The Trouble With Net Art
by David Hudson
10:15 a.m. 4.Nov.98.PST
BERLIN -- There's one nagging problem when it
comes to displaying Internet art in its original
form -- that is, on a Web server out on the
Internet. Gallery patrons tend to use the exhibit
to check their email or catch up on news.
Cultural historian Andreas Broeckmann cited this
example as one of the many challenges and
frustrations faced by artists and museums as
galleries continue to acquire and exhibit online
art.
The issue brought European Internet artists and
curators together here this past weekend for the
Net, Art and the Public: Mediation Strategies of
Net Art symposium. The hope of the meeting was
to find, among the conflicting views of the artists,
common ground about the nature of the digital
curation problem.
Andreas Broeckmann said displaying Net art is a
challenge -- even for museums such as the
Center for Art and Media in Karlsruhe.
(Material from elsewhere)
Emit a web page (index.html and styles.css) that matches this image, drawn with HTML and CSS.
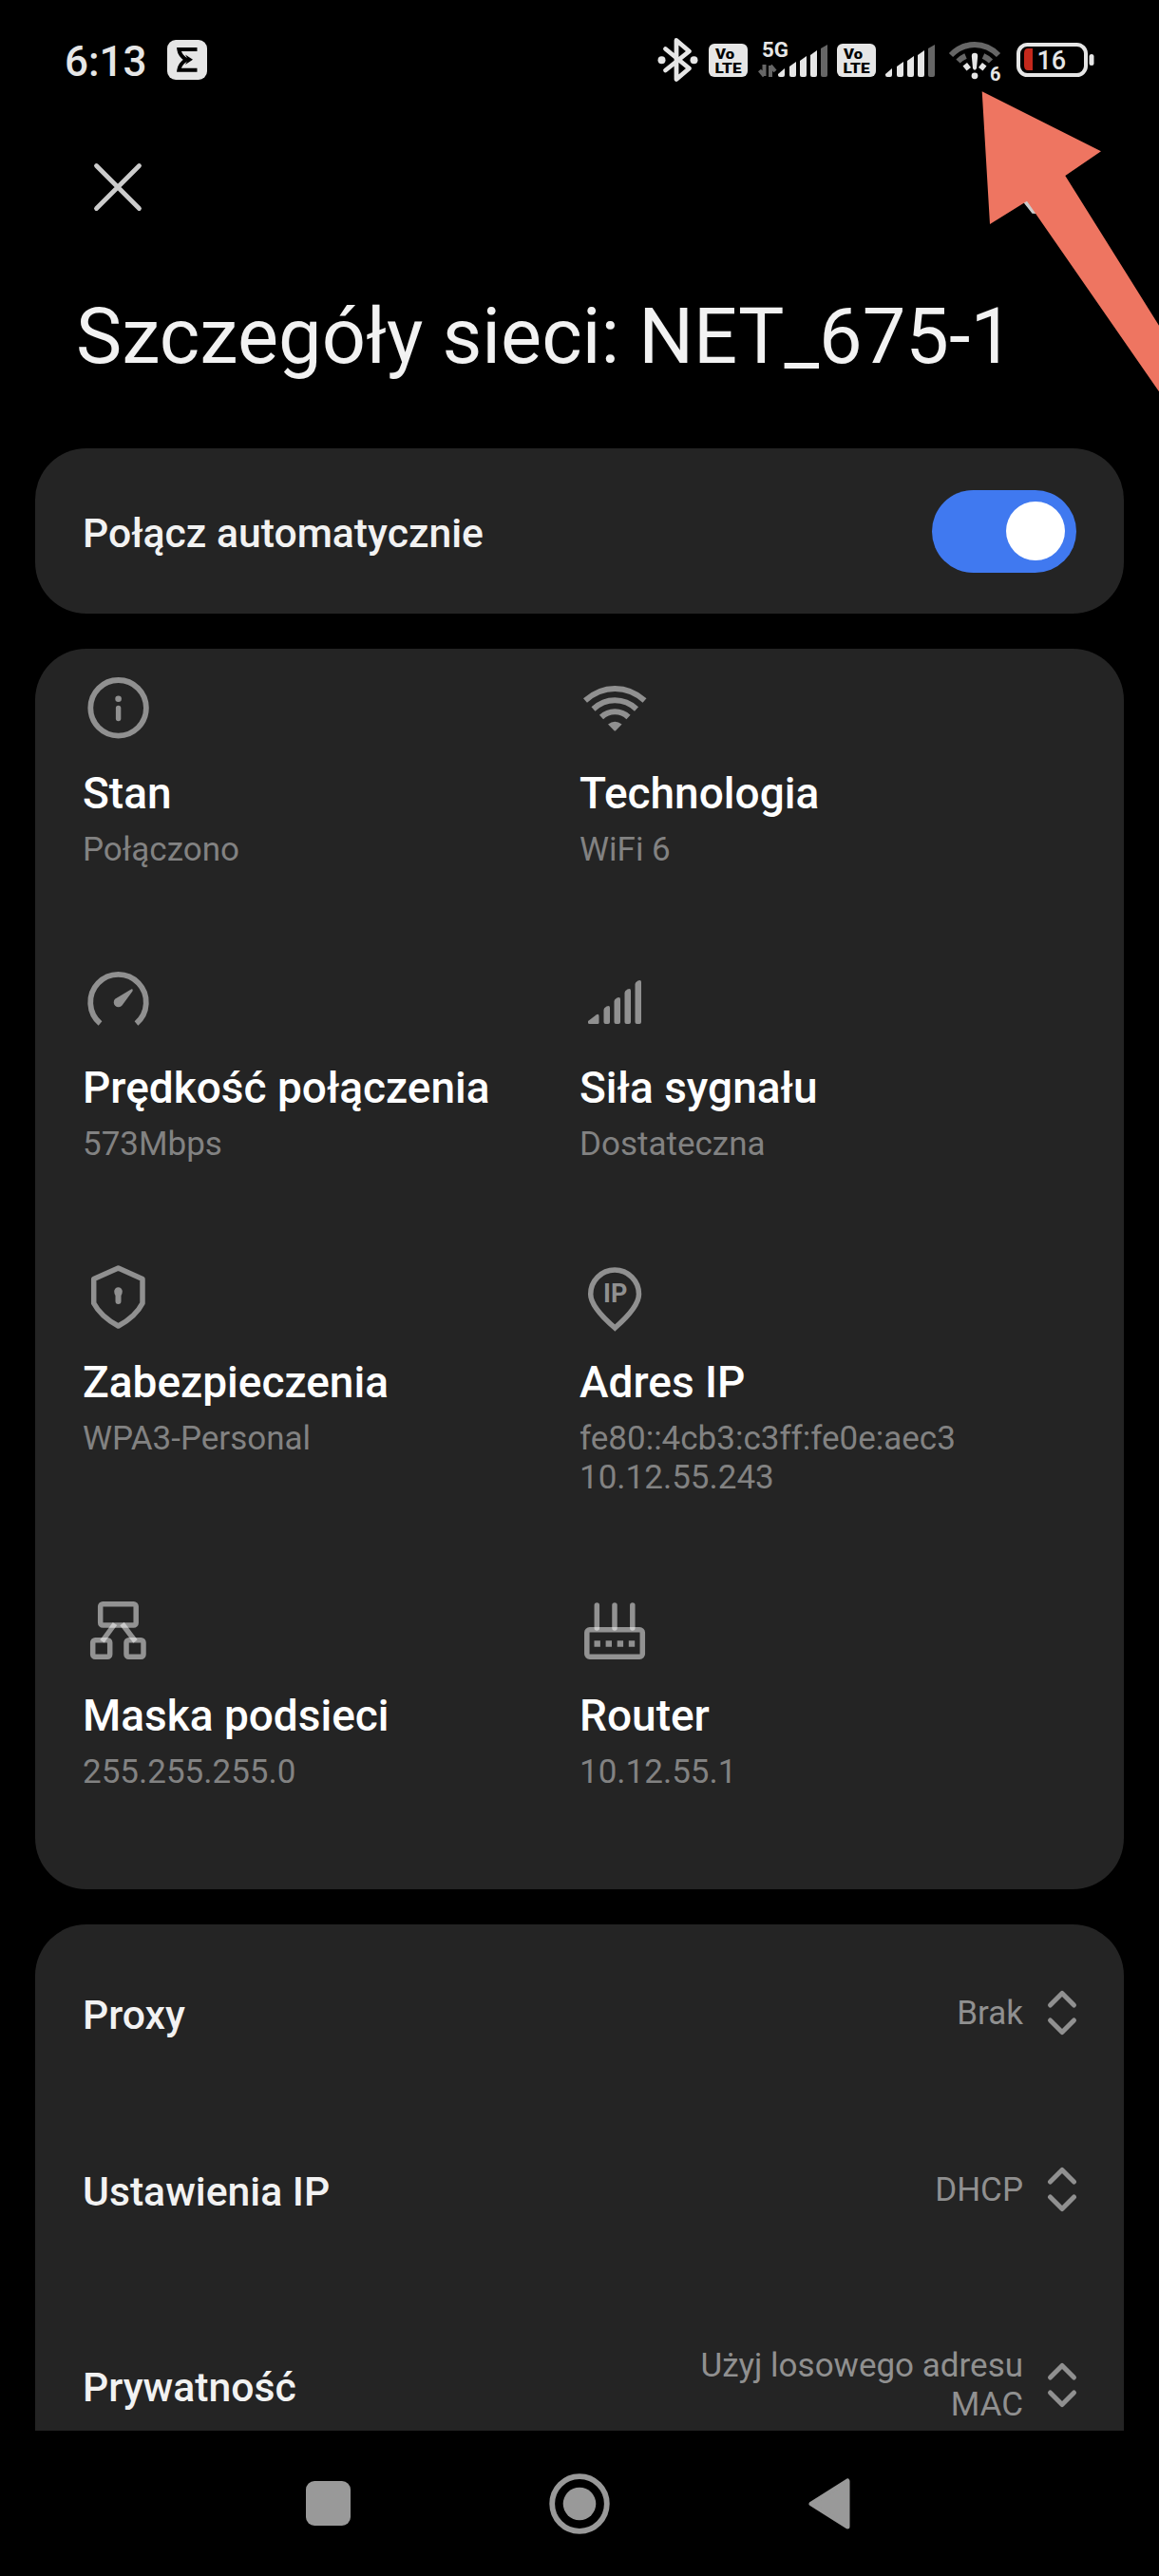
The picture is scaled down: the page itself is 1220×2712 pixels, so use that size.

He said
that unless the work is contained on a CD-ROM,
the Net can prove more of a lure than the art
itself.
But Nettime co-moderator Pit Schultz said this is
precisely the context in which much valuable Net
art has been created.
"Without all the data trash around it," he pointed
out, "sites like Jodi [a collection of artistic
explorations of how the Web works] make no
sense."
Russian artist Olia Lialina, who once found her
work competing for attention with the iMac it was
being displayed on, said that established art
institutions often make mistakes even when
putting together exhibitions online.
Lialina recently discovered that the Museum of
Modern Art site did not direct users to her site,
but simply mirrored the art on its own Web
server. Thus, rather than see her work in its own
environment, viewers saw it the way the museum
chose to display it -- alongside another artist's
work.
Lialina said that her work was crowded out by
Barbara London's travel log, Internyet, and says
artists should object to such recontextualization
as fervently as any commercial content provider
would.
But consensus is notoriously difficult to come by
whenever artists convene.
British artist Heath Bunting said he felt Net art
was originally about subverting the hierarchies of
the art world. Artists like the former photographer
Alexei Shulgin had fled the art world in order to
be able to present their work directly to the
public.
Bunting suggested that if Net artists were to act
collectively, they should refuse to cooperate with
the commercial art world altogether.
"[We should] build our own infrastructure and
economy -- or get specialists, get marketers, and
get on with it."
Meanwhile, Alex Galloway and Rachel Greene of
Rhizome, and the only symposium participants
from the US, said museums will only grow
hungrier for new media art.
"Museums in America depend on funding from
the private sector more than museums in
Europe," Greene explained, "and software
companies make great, great sponsors."